In this video, we begin by seeing how electric and magnetic field lines are useful descriptions of how charges and magnets respectively interact with fields. Both can be described as vector fields, meaning we can assign a vector to each point in space. Therefore, we can also represent these fields as vectors in our mathematics.
When a charged particle is placed in an electric field, the field exerts a force on it equal to the charge of the particle multiplied by the electric field strength at that point in space. The direction of the force exerted is the same as the direction of the electric field at that point.
The magnetic component is a bit more complicated. When a charged particle is stationary in a magnetic field, the field does not exert a force on it. However if the particle moves relative to the field, then a force is exerted perpendicular to both the direction of the particle's motion, and the field lines. This is why the magnetic force is given by the particles charge multiplied by the cross product (vector product) between the particle's velocity vector and magnetic field lines.

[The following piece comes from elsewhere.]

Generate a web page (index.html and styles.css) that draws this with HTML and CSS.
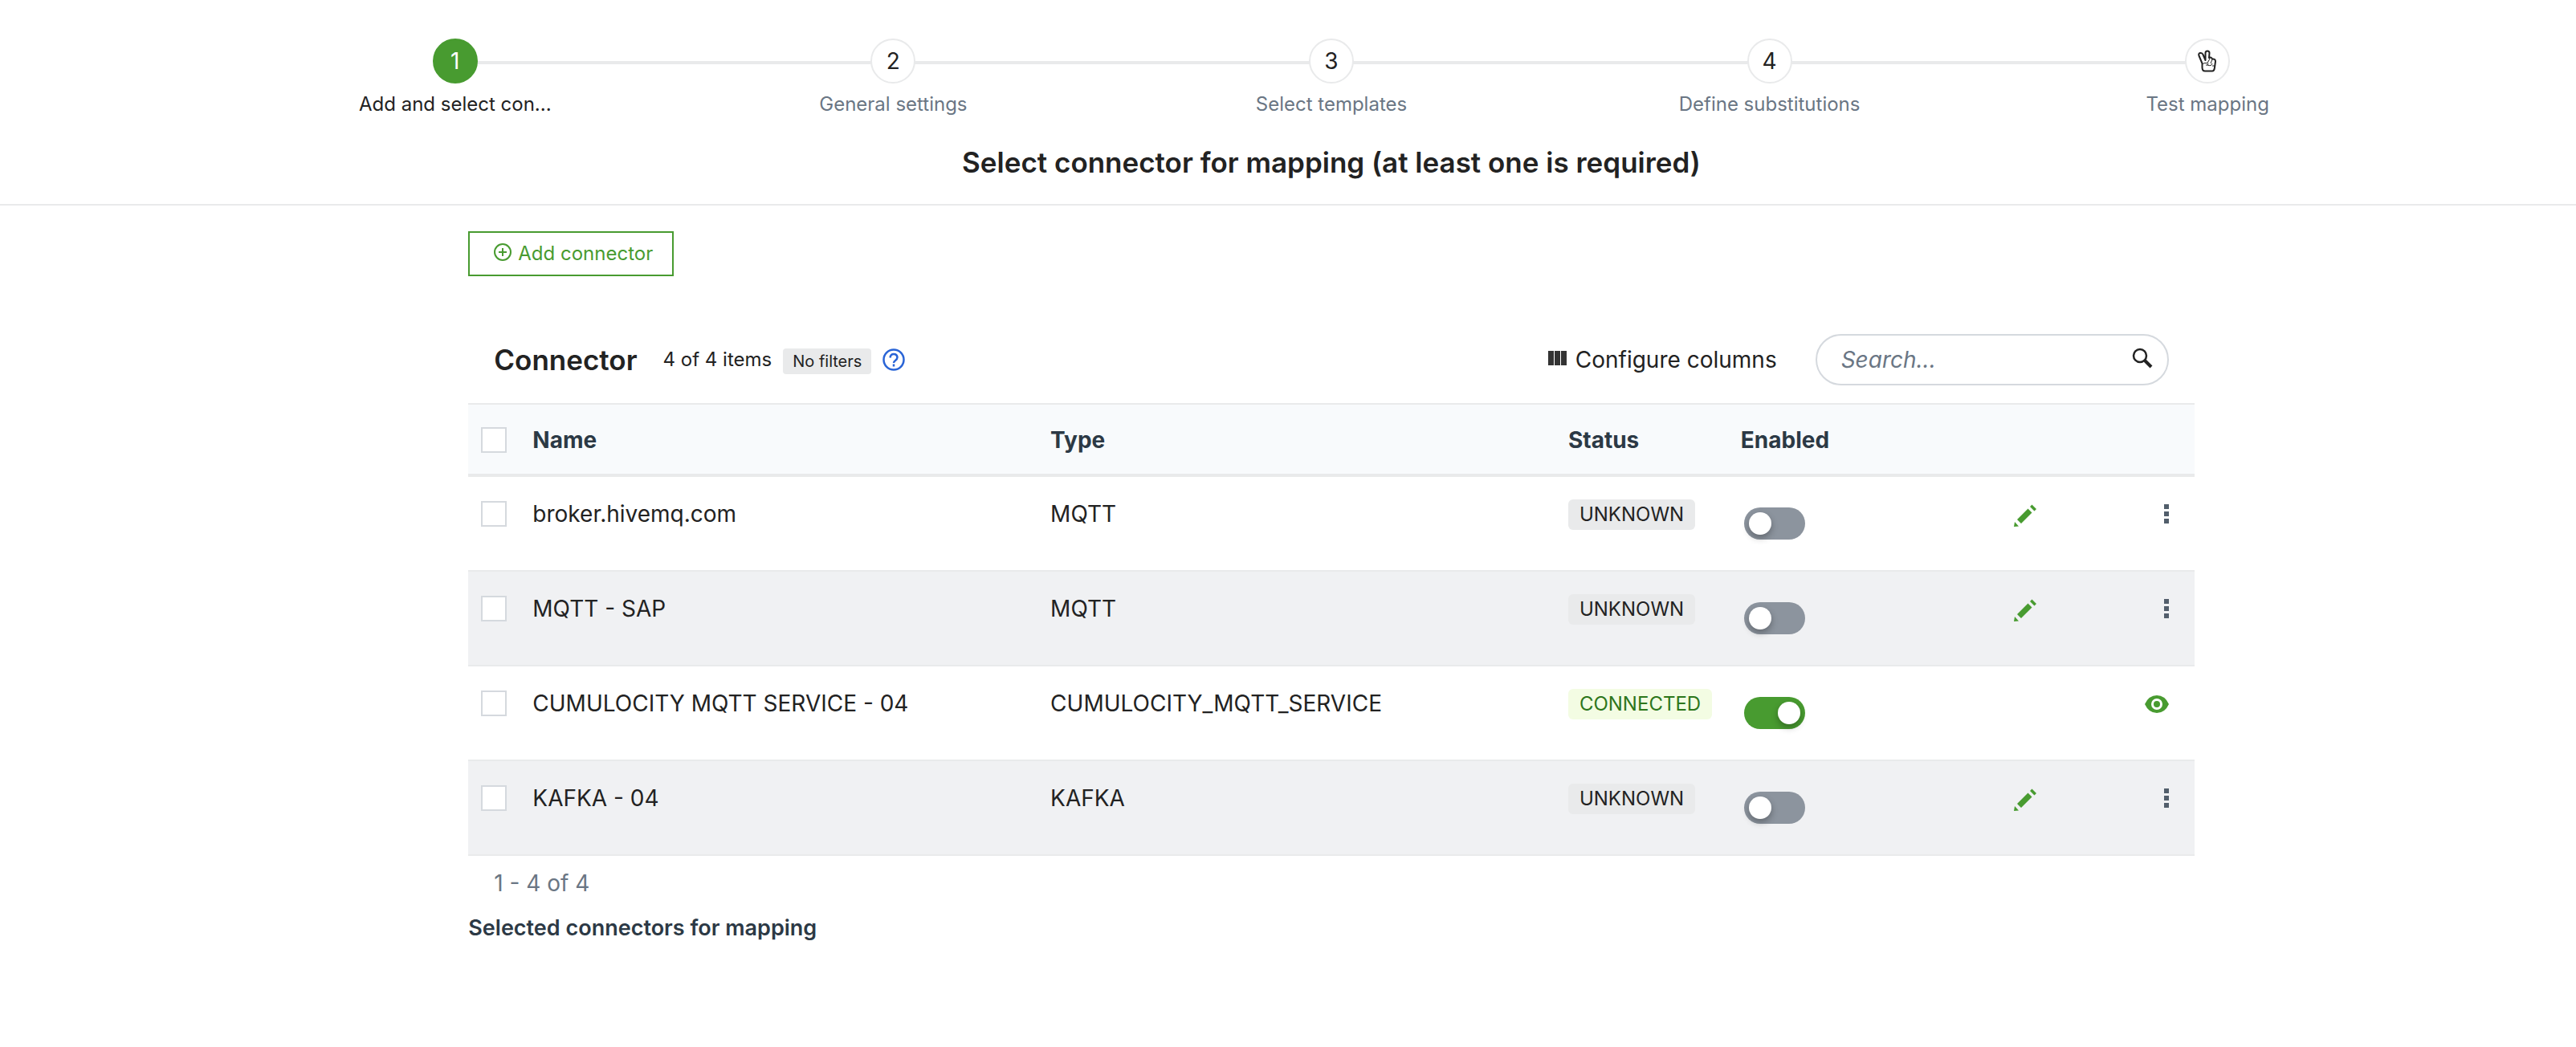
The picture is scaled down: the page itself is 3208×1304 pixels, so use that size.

In this video, we also see how to visualize vector products between two vectors. We see that if the original two vectors are perpendicular, then the cross product between them is maximal in size, but if they are aligned, its size is zero. The vector product is also always perpendicular to both the original vectors.
Additionally, we also see that a particle initially moving with a constant velocity in a constant magnetic field will undergo circular motion because the magnetic field exerts a force perpendicular to its velocity.
Finally, we see that the Lorentz Force equation is just a combination of the electric force and magnetic force experienced by a particle that finds itself in a region where both an electric and a magnetic field exist.
Timestamps:
0:00 - The Lorentz Force Equation, and its relation to Electromagnetism
0:31 - Electric and Magnetic Field Lines to Represent Vector Fields
3:00 - Charged Particles + Electric and Magnetic Parts of Lorentz Force
4:05 - The Force Exerted by the Electric Field on a Charged Particle (qE)
4:48 - The Force Exerted by the Magnetic Field on a Charged Particle (qvxB)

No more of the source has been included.